Alaska has a population of almost 750,000 and this population increased from 150,000 in 1950.
As the Arctic ice melts due to global warming, Greenland’s mineral and energy resources – including iron ore, lead, zinc, diamonds, gold, rare earth elements, uranium and oil – are becoming more accessible. Greenland has made natural resource extraction a central part of its plans to become economically self-sufficient, and ultimately politically independent, from the Kingdom of Denmark.
Two productive oil fields can be on stream in the near future; the first field of roughly
500 million barrels of reserves could be in operation by 2020, while the second of nearly 2 billion barrels of reserves could come online by 2025. Together these fields could contribute more than 435 billion DKK ($78 billion) to the Natural Resource Wealth Fund in the period until 2060.
In Greenland, the estimated costs for drilling one exploration well are around $100 million in the most favorable circumstances, and based on current estimates, developing an entire oil field will cost around $6 billion to $7 billion.
A discounted price for future energy and other resources suggests a price in the $30 billion range could be fair value. Even adding the 10X current GDP and the energy resource value together would be a value of about $57 billion. There could be an additional premium for water way and other rights.
A fair price for Greenland seems to be $30-70 billion.
The US would be able to increase the value of Greenland by fully developing resources and by replicating Alaska development in Greenland.
When companies are bought they get a buyout premium. A buyout premium for Greenland could be assigned and this would be a price of about $100 billion.
At the higher valuations, there could be some interesting structures for the purchase.

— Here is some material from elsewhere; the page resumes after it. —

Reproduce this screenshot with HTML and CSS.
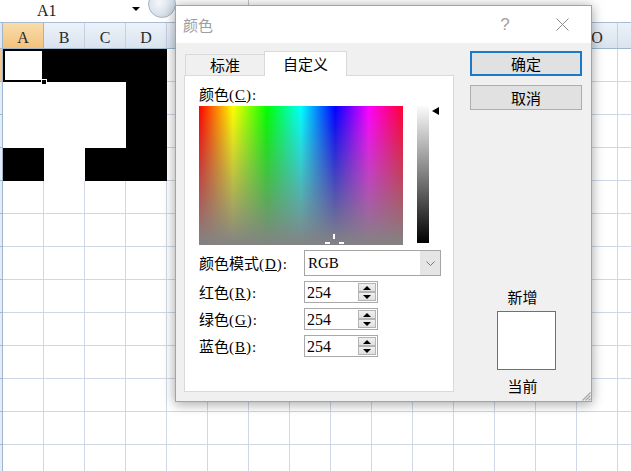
FILE: index.html
```html
<!DOCTYPE html>
<html lang="zh-CN">
<head>
<meta charset="utf-8">
<title>颜色</title>
<link rel="stylesheet" href="styles.css">
</head>
<body>
<div class="excel">
  <div class="formula-bar">
    <div class="namebox">A1</div>
    <div class="nb-arrow"></div>
    <div class="fx-btn"></div>
    <div class="fx-sep"></div>
  </div>
  <div class="col-headers">
    <div class="corner"></div>
    <div class="ch ch-sel">A</div>
    <div class="ch">B</div>
    <div class="ch">C</div>
    <div class="ch">D</div>
    <div class="ch"></div>
    <div class="ch"></div>
    <div class="ch"></div>
    <div class="ch"></div>
    <div class="ch"></div>
    <div class="ch"></div>
    <div class="ch"></div>
    <div class="ch"></div>
    <div class="ch"></div>
    <div class="ch"></div>
    <div class="ch">O</div>
    <div class="ch"></div>
  </div>
  <div class="sheet-body">
    <div class="row-hdr"><div class="rh-sel"></div></div>
    <div class="cells">
      <div class="cell-sel"><span class="fill-handle"></span></div>
      <div class="fill black b1-d1"></div>
      <div class="fill white a2-c3"></div>
      <div class="fill black d2-d4"></div>
      <div class="fill black a4"></div>
      <div class="fill white b4"></div>
      <div class="fill black c4"></div>
    </div>
  </div>
</div>

<div class="dialog">
  <div class="titlebar">
    <span class="title">颜色</span>
    <span class="help">?</span>
    <span class="close"><svg width="13" height="13" viewBox="0 0 13 13"><path d="M0.5 0.5L12.5 12.5M12.5 0.5L0.5 12.5" stroke="#8a8a8a" stroke-width="1" fill="none"/></svg></span>
  </div>
  <div class="dlg-body">
    <div class="left">
      <div class="tabs">
        <div class="tab">标准</div>
        <div class="tab tab-active">自定义</div>
      </div>
      <div class="panel">
        <div class="lbl">颜色<span class="hw">(<u>C</u>):</span></div>
        <div class="picker">
          <div class="spectrum">
            <span class="cross cross-v"></span>
            <span class="cross cross-l"></span>
            <span class="cross cross-r"></span>
          </div>
          <div class="lum"></div>
          <div class="lum-arrow"></div>
        </div>
        <div class="form">
          <div class="frow frow-mode">
            <label>颜色模式<span class="hw">(<u>D</u>):</span></label>
            <div class="select">
              <span class="val">RGB</span>
              <span class="dd"><svg width="9" height="5" viewBox="0 0 9 5"><path d="M0.5 0.5L4.5 4.5L8.5 0.5" fill="none" stroke="#7a7a7a" stroke-width="1"/></svg></span>
            </div>
          </div>
          <div class="frow">
            <label>红色<span class="hw">(<u>R</u>):</span></label>
            <div class="spin"><span class="val">254</span><span class="spin-btns"><span class="up"></span><span class="down"></span></span></div>
          </div>
          <div class="frow">
            <label>绿色<span class="hw">(<u>G</u>):</span></label>
            <div class="spin"><span class="val">254</span><span class="spin-btns"><span class="up"></span><span class="down"></span></span></div>
          </div>
          <div class="frow">
            <label>蓝色<span class="hw">(<u>B</u>):</span></label>
            <div class="spin"><span class="val">254</span><span class="spin-btns"><span class="up"></span><span class="down"></span></span></div>
          </div>
        </div>
      </div>
    </div>
    <div class="right">
      <button class="btn btn-default">确定</button>
      <button class="btn">取消</button>
      <div class="preview">
        <div class="cap">新增</div>
        <div class="swatch"></div>
        <div class="cap">当前</div>
      </div>
    </div>
  </div>
  <svg class="grip" width="10" height="10" viewBox="0 0 10 10"><path d="M9.5 1.5L1.5 9.5M9.5 4.5L4.5 9.5M9.5 7.5L7.5 9.5" stroke="#a8a8a8" stroke-width="1.2" fill="none"/></svg>
</div>
</body>
</html>
```

FILE: styles.css
```css
* { box-sizing: border-box; }
html, body { margin: 0; padding: 0; }
body {
  width: 631px;
  height: 471px;
  overflow: hidden;
  position: relative;
  background: #fff;
  font-family: "Noto Sans CJK SC", "Noto Sans", sans-serif;
}

/* ---------- spreadsheet ---------- */
.excel { width: 631px; height: 471px; overflow: hidden; }

.formula-bar {
  height: 23px;
  border-bottom: 1px solid #a9bcd3;
  display: flex;
  align-items: flex-start;
  overflow: hidden;
  background: #fff;
}
.namebox {
  width: 128px;
  flex: none;
  padding-left: 37px;
  font: 16px/21px "Liberation Serif", serif;
  color: #222;
}
.nb-arrow {
  flex: none;
  margin: 7px 0 0 4px;
  width: 0; height: 0;
  border-left: 4px solid transparent;
  border-right: 4px solid transparent;
  border-top: 4px solid #000;
}
.fx-btn {
  flex: none;
  width: 28px; height: 28px;
  margin: -10px 0 0 8px;
  border-radius: 50%;
  border: 1px solid #a6b4c6;
  background: radial-gradient(circle at 40% 45%, #f4f7fb, #c4d0de);
}
.fx-sep { flex: none; width: 1px; height: 22px; margin-left: 72px; background: #c4c4c4; }

.col-headers {
  display: flex;
  height: 26px;
  border-bottom: 1px solid #9eb6ce;
}
.corner { flex: none; width: 3px; background: #dfe7f1; border-right: 1px solid #9eb6ce; }
.ch {
  flex: none;
  width: 41px;
  border-right: 1px solid #c3d0e0;
  background: linear-gradient(#edf2f9, #d9e3ef);
  text-align: center;
  font: 16px/25px "Liberation Serif", serif;
  padding-top: 2px;
  color: #2a2a2a;
}
.ch-sel {
  background: linear-gradient(#f9dcaa, #f3c37c);
  border-right-color: #e5a75a;
}

.sheet-body { display: flex; }
.row-hdr {
  flex: none;
  width: 3px;
  height: 429px;
  border-right: 1px solid #9eb6ce;
  background-color: #e4ecf7;
  background-image: linear-gradient(to bottom, transparent 32px, #9eb6ce 32px);
  background-size: 100% 33px;
}
.rh-sel { height: 32px; background: #f5c888; }

.cells {
  flex: none;
  width: 656px;
  display: grid;
  grid-template-columns: repeat(16, 41px);
  grid-template-rows: repeat(13, 33px);
  background-color: #fff;
  background-image:
    linear-gradient(to right, transparent 40px, #d0d7e5 40px),
    linear-gradient(to bottom, transparent 32px, #d0d7e5 32px);
  background-size: 41px 100%, 100% 33px;
}
.fill.black { background: #000; }
.fill.white { background: #fff; }
.b1-d1 { grid-column: 2 / 5; grid-row: 1; }
.a2-c3 { grid-column: 1 / 4; grid-row: 2 / 4; }
.d2-d4 { grid-column: 4; grid-row: 2 / 5; }
.a4 { grid-column: 1; grid-row: 4; }
.b4 { grid-column: 2; grid-row: 4; }
.c4 { grid-column: 3; grid-row: 4; }

.cell-sel {
  grid-column: 1;
  grid-row: 1;
  position: relative;
  z-index: 2;
  background: #fff;
  border: 2px solid #000;
}
.fill-handle {
  position: absolute;
  right: -5px;
  bottom: -5px;
  width: 6px;
  height: 6px;
  background: #000;
  border: 1px solid #fff;
}

/* ---------- dialog ---------- */
.dialog {
  position: absolute;
  left: 175px;
  top: 5px;
  width: 417px;
  height: 397px;
  border: 1px solid #a3a3a3;
  background: #f0f0f0;
  box-shadow: 0 0 12px rgba(0,0,0,0.25), 0 4px 10px rgba(0,0,0,0.15);
  display: flex;
  flex-direction: column;
  font-size: 15px;
  color: #000;
}
.titlebar {
  flex: none;
  height: 37px;
  background: #fff;
  display: flex;
  align-items: center;
}
.title { padding-left: 7px; line-height: 20px; color: #9e9e9e; }
.help {
  margin-left: auto;
  width: 30px;
  text-align: center;
  font: 17px/20px "Liberation Sans", sans-serif;
  color: #a0a0a0;
}
.close {
  width: 36px;
  margin-left: 24px;
  margin-right: 11px;
  display: flex;
  justify-content: center;
}

.dlg-body {
  flex: 1;
  display: flex;
  gap: 16px;
  padding: 8px 9px 9px 8px;
}
.left { width: 270px; flex: none; display: flex; flex-direction: column; }
.tabs {
  display: flex;
  align-items: flex-end;
  height: 24px;
  padding-left: 1px;
}
.tab {
  width: 80px;
  height: 21px;
  border: 1px solid #d9d9d9;
  border-bottom: none;
  background: #f0f0f0;
  text-align: center;
  line-height: 19px;
}
.tab-active {
  width: 83px;
  height: 25px;
  margin-left: -1px;
  margin-bottom: -1px;
  padding-top: 2px;
  background: #fff;
  line-height: 20px;
  position: relative;
  z-index: 1;
}
.panel {
  height: 317px;
  border: 1px solid #d9d9d9;
  background: #fff;
  padding: 8px 0 0 14px;
}
.hw { font-family: "Liberation Serif", serif; font-size: 15px; letter-spacing: 1px; }
.lbl { height: 20px; line-height: 20px; margin-bottom: 2px; }

.picker { display: flex; align-items: flex-start; height: 139px; }
.spectrum {
  flex: none;
  position: relative;
  width: 204px;
  height: 139px;
  background:
    linear-gradient(to bottom, rgba(128,128,128,0), #838383),
    linear-gradient(to right, #ff0000, #ffff00, #00ff00, #00ffff, #0000ff, #ff00ff, #ff0033);
}
.cross { position: absolute; background: #fff; }
.cross-v { left: 134px; top: 128px; width: 2px; height: 5px; }
.cross-l { left: 126px; top: 136px; width: 5px; height: 2px; }
.cross-r { left: 140px; top: 136px; width: 5px; height: 2px; }
.lum {
  flex: none;
  width: 12px;
  height: 137px;
  margin-left: 14px;
  background: linear-gradient(#fbfbfb, #808080 50%, #000);
}
.lum-arrow {
  flex: none;
  width: 0; height: 0;
  margin: 1px 0 0 3px;
  border-top: 4px solid transparent;
  border-bottom: 4px solid transparent;
  border-right: 7px solid #000;
}

.form { margin-top: 5px; display: flex; flex-direction: column; gap: 5px; }
.frow { display: flex; align-items: center; height: 22px; }
.frow-mode { height: 26px; }
.frow label { width: 105px; flex: none; height: 20px; line-height: 20px; }
.select {
  width: 137px;
  height: 26px;
  border: 1px solid #a5a5a5;
  background: #fff;
  display: flex;
}
.select .val { flex: 1; padding-left: 3px; font: 15px/24px "Liberation Serif", serif; }
.dd { width: 20px; background: #e5e5e5; display: flex; align-items: center; justify-content: center; }
.spin {
  width: 74px;
  height: 22px;
  border: 1px solid #a9a9a9;
  background: #fff;
  display: flex;
}
.spin .val { flex: 1; padding: 1px 0 0 2px; font: 16px/19px "Liberation Serif", serif; }
.spin-btns { width: 18px; display: flex; flex-direction: column; margin: 1px 1px 1px 0; }
.spin-btns span {
  flex: 1;
  border: 1px solid #b4b4b4;
  background: linear-gradient(#f0f0f0, #e0e0e0);
  display: flex;
  align-items: center;
  justify-content: center;
}
.spin-btns .up::after {
  content: "";
  border-left: 4px solid transparent;
  border-right: 4px solid transparent;
  border-bottom: 4px solid #000;
}
.spin-btns .down::after {
  content: "";
  border-left: 4px solid transparent;
  border-right: 4px solid transparent;
  border-top: 4px solid #000;
}

.right { width: 112px; flex: none; display: flex; flex-direction: column; }
.btn {
  height: 25px;
  padding: 0;
  border: 1px solid #adadad;
  background: #e1e1e1;
  font: 15px/20px "Noto Sans CJK SC", sans-serif;
  color: #000;
}
.btn-default { border: 2px solid #1979ca; }
.btn + .btn { margin-top: 9px; }
.preview { margin-top: 177px; display: flex; flex-direction: column; align-items: center; }
.cap { line-height: 20px; padding-right: 7px; }
.swatch { width: 59px; height: 59px; border: 1px solid #707070; background: #fff; margin: 4px 0 6px; }

.grip { position: absolute; right: 0; bottom: 0; }
```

A $56 billion fund could be established where each current citizen of Greenland has $1 million made available under certain conditions related to the purchase. Norway has its Oil fund and pension fund. The Oil fund has about $160,000 for each citizen of Norway.
The fund for each citizen could be used to entice votes in support of a US buyout of Greenland. There is whatever Denmark needs to sell Greenland and then there is the value for the citizens of Greenland to support a deal.
Greenland is Subsidized by Denmark
Greenland has been subsidized by Denmark by about $500 million per year. This is about $9000 per person in Greenland. Denmark has 5.7 million people. Denmark views Greenland as being symbolic. Greenland was made a full province of Greenland in 1953. Greenland got home rule in 1979.
Greenland is mostly independent and wants full independence.
American protectorate and occupation
During the Second World War, Denmark was occupied and controlled by Nazi Germany between 1940 and 1945. The Danish and US governments signed an agreement to hand over defense and control of Greenland to the United States on 9 April 1941. The US did not recognize the Nazi government of Denmark. The US-built two airports with full-length runways, which as of 2018 still are the main international airports of Greenland. Greenland was effectively independent during these years and allowed the United States to build bases on its territory, in spite of the Danish pre-war neutrality. After the war the pre-war situation was restored, the US bases remained and Denmark, with Greenland as a part of the Kingdom, joined NATO.